■ **Exercise requirements**: Locate the word "this" in the material, then show every line that holds it.

Web page code records
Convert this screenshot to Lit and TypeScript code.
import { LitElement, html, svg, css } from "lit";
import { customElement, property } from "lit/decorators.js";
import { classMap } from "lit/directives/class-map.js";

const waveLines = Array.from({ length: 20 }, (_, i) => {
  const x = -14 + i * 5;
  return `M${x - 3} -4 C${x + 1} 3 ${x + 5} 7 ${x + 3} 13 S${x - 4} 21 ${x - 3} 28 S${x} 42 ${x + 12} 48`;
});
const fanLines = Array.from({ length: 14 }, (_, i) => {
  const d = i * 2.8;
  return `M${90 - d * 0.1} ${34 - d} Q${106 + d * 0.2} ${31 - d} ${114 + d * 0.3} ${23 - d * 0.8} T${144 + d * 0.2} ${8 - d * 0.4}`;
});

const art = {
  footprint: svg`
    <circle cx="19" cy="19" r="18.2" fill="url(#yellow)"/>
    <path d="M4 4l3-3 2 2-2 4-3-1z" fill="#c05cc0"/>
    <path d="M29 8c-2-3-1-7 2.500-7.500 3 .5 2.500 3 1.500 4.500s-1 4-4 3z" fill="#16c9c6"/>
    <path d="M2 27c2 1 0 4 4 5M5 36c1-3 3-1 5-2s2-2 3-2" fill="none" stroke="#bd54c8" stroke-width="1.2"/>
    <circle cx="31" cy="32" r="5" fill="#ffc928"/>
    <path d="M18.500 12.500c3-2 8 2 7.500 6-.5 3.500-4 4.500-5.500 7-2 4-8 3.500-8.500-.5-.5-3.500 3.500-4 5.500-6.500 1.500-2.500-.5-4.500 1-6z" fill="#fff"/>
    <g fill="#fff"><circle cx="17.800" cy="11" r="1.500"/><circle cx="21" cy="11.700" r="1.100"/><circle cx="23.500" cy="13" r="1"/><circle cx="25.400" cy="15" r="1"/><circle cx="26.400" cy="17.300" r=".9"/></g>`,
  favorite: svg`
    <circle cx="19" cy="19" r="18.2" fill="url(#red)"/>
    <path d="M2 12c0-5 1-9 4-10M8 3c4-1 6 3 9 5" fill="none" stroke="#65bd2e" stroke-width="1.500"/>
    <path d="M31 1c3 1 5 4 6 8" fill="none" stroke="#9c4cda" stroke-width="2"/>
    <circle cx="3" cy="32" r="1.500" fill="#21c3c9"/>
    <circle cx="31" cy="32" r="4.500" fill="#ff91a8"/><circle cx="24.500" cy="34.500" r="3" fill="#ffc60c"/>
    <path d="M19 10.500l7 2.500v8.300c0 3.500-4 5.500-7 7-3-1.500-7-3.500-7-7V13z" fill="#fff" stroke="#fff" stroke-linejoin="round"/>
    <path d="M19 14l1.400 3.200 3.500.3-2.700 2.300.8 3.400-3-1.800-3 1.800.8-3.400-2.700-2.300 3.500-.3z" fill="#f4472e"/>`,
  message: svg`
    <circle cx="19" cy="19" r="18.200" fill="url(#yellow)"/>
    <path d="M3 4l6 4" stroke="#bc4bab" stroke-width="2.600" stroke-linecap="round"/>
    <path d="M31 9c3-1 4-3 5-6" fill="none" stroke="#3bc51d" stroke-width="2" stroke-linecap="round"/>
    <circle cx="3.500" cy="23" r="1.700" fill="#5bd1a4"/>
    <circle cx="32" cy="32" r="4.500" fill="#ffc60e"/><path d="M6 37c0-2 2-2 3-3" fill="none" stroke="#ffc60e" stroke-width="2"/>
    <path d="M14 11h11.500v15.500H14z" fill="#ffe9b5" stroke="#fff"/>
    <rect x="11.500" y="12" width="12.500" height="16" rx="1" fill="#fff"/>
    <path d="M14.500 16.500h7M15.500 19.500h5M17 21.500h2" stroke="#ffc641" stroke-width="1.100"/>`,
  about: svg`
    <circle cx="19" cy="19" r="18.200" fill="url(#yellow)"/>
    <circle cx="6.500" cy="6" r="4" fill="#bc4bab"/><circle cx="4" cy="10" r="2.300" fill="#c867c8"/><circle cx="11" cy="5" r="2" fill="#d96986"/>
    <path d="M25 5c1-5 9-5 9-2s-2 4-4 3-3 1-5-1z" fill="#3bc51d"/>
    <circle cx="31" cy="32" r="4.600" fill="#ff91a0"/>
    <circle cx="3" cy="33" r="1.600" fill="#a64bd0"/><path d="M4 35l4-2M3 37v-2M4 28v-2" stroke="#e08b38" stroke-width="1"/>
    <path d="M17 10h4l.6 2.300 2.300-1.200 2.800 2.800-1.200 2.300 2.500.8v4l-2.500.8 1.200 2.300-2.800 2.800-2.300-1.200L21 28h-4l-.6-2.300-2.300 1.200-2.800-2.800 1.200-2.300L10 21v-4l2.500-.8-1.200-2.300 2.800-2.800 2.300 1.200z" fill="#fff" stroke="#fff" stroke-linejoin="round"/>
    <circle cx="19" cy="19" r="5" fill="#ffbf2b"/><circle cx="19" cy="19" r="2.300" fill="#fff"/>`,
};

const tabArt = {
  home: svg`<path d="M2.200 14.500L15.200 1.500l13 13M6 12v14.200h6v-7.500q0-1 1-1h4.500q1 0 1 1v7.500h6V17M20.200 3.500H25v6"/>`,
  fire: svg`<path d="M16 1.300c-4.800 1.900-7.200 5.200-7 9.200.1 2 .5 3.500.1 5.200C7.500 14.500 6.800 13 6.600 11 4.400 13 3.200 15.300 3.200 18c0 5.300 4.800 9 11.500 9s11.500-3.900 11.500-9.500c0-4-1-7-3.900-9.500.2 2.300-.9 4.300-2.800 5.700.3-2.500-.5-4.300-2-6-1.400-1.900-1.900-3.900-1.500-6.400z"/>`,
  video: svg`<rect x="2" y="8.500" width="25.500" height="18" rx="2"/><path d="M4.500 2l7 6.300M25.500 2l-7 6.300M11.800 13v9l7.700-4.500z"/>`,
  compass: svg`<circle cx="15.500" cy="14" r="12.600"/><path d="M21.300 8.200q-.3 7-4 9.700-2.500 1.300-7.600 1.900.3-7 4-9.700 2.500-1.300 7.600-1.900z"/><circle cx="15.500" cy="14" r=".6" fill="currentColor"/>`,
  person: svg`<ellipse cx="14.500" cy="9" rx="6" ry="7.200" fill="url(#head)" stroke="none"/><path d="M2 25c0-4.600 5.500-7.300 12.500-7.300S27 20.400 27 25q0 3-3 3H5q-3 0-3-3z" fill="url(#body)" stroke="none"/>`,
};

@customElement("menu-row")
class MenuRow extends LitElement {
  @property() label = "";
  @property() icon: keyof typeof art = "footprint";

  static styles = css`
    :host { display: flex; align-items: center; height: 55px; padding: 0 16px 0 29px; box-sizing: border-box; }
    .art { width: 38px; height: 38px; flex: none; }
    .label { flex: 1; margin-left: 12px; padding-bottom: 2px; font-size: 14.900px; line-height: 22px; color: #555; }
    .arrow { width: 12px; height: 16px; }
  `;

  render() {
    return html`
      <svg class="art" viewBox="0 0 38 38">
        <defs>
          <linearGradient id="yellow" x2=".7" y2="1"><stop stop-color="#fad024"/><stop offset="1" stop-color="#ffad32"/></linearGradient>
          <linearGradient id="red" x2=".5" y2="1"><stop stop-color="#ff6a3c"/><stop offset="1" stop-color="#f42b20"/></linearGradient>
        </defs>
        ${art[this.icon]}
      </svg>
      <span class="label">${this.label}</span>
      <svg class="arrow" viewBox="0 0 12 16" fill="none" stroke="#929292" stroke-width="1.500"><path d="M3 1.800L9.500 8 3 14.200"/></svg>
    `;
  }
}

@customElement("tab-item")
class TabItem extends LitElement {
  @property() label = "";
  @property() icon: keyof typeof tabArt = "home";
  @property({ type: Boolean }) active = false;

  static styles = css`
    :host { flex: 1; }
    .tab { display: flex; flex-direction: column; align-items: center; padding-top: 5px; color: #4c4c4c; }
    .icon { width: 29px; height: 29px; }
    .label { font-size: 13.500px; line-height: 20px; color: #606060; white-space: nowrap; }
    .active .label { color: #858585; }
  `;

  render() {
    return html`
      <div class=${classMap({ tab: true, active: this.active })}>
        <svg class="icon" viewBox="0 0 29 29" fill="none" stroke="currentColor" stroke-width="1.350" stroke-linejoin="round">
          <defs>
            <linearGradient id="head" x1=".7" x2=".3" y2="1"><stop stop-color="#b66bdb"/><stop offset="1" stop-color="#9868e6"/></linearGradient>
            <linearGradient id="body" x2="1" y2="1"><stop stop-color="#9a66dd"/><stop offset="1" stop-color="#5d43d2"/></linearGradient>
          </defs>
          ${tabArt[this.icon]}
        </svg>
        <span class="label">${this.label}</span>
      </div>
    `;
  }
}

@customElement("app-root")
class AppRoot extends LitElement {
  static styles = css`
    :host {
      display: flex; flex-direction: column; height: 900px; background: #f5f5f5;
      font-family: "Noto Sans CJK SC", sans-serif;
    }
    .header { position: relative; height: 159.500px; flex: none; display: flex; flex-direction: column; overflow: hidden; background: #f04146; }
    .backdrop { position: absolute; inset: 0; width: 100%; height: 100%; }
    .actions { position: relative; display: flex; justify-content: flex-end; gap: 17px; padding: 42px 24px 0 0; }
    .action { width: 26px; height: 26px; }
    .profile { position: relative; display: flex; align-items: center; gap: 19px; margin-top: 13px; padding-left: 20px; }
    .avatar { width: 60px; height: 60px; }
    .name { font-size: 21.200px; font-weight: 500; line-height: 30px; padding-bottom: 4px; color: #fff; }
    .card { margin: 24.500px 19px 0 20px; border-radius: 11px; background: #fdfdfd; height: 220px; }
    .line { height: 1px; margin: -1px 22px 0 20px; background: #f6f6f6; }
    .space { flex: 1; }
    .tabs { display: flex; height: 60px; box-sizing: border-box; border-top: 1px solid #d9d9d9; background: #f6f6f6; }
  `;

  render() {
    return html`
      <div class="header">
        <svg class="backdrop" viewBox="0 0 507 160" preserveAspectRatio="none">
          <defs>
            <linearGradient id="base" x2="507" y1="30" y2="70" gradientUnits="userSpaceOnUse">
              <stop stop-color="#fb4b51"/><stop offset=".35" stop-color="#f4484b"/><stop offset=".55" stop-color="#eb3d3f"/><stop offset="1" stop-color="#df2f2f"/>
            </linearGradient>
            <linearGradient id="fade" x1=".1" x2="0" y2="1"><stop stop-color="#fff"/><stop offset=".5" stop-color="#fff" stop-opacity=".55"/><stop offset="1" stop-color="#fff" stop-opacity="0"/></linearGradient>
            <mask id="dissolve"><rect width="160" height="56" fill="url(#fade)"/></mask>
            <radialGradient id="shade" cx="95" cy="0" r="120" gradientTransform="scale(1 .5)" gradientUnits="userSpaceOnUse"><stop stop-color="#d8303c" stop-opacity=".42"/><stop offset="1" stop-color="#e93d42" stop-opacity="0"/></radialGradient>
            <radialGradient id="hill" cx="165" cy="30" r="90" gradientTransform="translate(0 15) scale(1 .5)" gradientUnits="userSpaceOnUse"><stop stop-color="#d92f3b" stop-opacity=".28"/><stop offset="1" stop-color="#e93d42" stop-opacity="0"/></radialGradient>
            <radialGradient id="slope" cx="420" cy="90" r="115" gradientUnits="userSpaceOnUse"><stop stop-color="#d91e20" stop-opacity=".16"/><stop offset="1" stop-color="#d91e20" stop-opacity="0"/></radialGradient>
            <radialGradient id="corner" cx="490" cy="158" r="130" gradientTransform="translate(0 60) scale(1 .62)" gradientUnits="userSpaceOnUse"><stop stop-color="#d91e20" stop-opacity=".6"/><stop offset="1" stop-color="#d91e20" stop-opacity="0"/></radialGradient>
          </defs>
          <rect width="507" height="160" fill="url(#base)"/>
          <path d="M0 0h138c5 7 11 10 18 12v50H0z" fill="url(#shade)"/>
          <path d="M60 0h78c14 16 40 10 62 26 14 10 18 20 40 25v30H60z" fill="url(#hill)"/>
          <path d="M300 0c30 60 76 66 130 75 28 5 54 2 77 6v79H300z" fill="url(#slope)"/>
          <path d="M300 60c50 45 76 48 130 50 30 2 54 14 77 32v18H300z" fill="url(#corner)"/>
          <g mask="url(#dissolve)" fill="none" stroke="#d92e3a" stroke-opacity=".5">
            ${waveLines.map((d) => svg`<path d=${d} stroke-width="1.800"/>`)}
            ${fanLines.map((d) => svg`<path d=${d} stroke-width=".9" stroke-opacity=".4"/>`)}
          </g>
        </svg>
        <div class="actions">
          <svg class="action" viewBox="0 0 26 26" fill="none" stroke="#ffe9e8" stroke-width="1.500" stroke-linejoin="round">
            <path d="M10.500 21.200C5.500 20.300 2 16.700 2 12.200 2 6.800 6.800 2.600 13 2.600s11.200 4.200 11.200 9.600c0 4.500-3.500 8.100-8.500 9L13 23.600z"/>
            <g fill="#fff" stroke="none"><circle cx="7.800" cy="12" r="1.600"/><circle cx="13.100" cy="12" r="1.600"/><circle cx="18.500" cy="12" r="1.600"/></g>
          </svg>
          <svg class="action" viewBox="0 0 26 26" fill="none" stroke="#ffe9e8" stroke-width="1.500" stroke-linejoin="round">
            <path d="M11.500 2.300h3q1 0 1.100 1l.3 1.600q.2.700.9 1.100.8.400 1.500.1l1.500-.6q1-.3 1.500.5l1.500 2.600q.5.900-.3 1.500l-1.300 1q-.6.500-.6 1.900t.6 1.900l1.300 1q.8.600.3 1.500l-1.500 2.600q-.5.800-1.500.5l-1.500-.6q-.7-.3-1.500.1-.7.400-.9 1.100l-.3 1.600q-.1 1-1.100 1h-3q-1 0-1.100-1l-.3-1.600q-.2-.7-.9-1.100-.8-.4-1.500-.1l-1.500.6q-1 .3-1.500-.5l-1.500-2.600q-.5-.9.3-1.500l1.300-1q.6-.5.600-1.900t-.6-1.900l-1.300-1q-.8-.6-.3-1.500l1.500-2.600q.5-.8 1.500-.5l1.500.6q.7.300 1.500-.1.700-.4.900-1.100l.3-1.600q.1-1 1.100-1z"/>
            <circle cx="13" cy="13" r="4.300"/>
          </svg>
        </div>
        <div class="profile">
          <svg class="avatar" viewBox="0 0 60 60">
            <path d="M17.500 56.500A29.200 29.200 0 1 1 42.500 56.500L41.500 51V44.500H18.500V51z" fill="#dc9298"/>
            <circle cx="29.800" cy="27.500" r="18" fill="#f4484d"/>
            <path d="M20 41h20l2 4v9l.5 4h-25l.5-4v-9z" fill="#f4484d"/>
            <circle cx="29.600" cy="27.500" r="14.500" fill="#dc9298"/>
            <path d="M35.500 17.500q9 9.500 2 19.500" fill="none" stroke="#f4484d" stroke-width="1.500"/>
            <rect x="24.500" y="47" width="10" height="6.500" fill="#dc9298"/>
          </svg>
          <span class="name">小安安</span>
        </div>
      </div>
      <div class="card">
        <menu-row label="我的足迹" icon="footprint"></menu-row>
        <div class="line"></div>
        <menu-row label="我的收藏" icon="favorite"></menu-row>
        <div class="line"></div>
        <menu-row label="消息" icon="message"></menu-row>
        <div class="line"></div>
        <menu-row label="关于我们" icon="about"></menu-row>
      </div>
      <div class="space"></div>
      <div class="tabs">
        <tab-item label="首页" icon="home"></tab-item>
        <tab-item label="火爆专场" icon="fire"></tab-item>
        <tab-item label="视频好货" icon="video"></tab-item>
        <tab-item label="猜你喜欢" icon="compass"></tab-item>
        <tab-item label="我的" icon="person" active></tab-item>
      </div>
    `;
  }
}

==

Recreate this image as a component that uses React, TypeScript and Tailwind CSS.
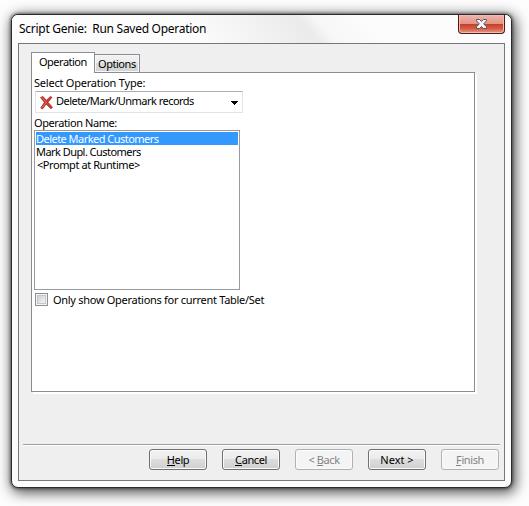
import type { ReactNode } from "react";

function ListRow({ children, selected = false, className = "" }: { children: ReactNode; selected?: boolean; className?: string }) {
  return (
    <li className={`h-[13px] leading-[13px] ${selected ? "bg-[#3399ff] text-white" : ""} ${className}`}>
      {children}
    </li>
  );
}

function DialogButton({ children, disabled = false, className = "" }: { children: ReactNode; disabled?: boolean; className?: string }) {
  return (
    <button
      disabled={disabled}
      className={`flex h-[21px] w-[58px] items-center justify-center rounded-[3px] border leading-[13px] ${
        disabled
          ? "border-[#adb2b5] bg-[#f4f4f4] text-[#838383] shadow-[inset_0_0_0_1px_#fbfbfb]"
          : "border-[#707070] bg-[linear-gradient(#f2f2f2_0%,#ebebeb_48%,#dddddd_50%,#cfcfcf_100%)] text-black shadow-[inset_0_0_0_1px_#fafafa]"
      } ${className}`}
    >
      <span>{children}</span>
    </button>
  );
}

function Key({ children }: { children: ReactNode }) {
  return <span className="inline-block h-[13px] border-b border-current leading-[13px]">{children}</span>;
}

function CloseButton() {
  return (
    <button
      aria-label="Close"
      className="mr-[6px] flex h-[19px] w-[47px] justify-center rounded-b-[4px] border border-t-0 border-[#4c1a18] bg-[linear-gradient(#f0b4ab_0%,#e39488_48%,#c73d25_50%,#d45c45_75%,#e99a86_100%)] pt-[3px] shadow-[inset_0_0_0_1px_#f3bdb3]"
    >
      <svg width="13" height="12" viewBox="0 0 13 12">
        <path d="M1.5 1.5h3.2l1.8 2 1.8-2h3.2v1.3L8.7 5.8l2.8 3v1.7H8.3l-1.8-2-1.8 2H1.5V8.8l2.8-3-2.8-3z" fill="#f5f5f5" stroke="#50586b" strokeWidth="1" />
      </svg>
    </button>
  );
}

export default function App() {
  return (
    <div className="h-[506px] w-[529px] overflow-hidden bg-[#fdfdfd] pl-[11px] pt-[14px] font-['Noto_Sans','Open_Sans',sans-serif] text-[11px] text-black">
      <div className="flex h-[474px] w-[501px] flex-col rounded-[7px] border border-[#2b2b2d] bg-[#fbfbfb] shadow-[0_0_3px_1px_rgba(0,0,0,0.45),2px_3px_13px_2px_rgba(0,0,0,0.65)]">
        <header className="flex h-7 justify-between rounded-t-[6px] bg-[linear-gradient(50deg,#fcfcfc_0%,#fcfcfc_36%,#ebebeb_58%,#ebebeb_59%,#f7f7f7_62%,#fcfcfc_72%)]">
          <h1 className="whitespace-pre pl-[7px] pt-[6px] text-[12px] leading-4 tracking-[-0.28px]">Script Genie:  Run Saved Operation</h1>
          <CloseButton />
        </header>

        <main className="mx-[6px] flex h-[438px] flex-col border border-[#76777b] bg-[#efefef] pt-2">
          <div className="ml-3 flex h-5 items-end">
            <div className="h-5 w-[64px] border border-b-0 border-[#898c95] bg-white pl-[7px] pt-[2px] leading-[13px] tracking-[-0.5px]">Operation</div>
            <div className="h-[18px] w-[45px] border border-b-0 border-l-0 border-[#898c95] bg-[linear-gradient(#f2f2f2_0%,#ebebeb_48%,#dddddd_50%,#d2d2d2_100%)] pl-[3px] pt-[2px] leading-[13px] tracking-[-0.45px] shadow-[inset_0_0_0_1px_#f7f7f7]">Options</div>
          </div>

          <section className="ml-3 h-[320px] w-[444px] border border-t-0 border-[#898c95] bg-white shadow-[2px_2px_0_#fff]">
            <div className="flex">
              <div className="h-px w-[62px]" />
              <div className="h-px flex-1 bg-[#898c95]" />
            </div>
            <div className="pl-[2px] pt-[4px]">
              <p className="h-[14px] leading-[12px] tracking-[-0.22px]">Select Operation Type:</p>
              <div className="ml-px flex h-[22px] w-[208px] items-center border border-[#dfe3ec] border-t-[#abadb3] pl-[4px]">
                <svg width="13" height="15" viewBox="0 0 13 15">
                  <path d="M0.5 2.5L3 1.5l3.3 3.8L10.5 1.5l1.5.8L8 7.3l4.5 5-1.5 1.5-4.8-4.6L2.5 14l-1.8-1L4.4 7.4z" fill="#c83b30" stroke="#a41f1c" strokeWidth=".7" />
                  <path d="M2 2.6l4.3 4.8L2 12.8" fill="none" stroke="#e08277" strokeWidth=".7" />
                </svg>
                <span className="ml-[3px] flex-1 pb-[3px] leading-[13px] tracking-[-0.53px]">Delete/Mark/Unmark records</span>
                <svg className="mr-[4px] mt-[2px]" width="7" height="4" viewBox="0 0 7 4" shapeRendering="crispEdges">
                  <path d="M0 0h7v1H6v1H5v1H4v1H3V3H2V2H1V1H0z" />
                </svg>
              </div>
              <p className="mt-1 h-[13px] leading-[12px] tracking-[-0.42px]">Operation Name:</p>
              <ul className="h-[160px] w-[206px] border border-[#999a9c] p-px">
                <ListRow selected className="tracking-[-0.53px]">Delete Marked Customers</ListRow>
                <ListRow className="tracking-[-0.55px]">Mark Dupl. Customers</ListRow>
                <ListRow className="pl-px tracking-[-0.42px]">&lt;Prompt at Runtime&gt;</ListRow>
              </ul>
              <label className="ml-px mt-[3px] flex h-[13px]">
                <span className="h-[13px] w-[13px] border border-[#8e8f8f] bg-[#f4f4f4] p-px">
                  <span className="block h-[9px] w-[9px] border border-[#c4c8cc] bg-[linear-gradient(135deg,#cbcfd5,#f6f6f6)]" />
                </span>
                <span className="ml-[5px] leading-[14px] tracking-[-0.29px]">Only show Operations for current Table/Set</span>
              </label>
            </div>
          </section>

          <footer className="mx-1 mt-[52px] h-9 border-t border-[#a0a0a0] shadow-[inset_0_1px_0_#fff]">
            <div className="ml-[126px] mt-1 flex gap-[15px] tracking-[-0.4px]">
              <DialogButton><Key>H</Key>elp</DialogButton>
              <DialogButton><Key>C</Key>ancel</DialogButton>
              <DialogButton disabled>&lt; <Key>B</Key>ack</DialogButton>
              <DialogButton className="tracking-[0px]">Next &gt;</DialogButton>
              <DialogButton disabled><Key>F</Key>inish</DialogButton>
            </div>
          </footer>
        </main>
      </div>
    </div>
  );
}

■ **Written reply**:
Convert this screenshot to Lit and TypeScript code.
        ${art[this.icon]}
      <span class="label">${this.label}</span>
      <div class=${classMap({ tab: true, active: this.active })}>
          ${tabArt[this.icon]}
        <span class="label">${this.label}</span>
Recreate this image as a component that uses React, TypeScript and Tailwind CSS.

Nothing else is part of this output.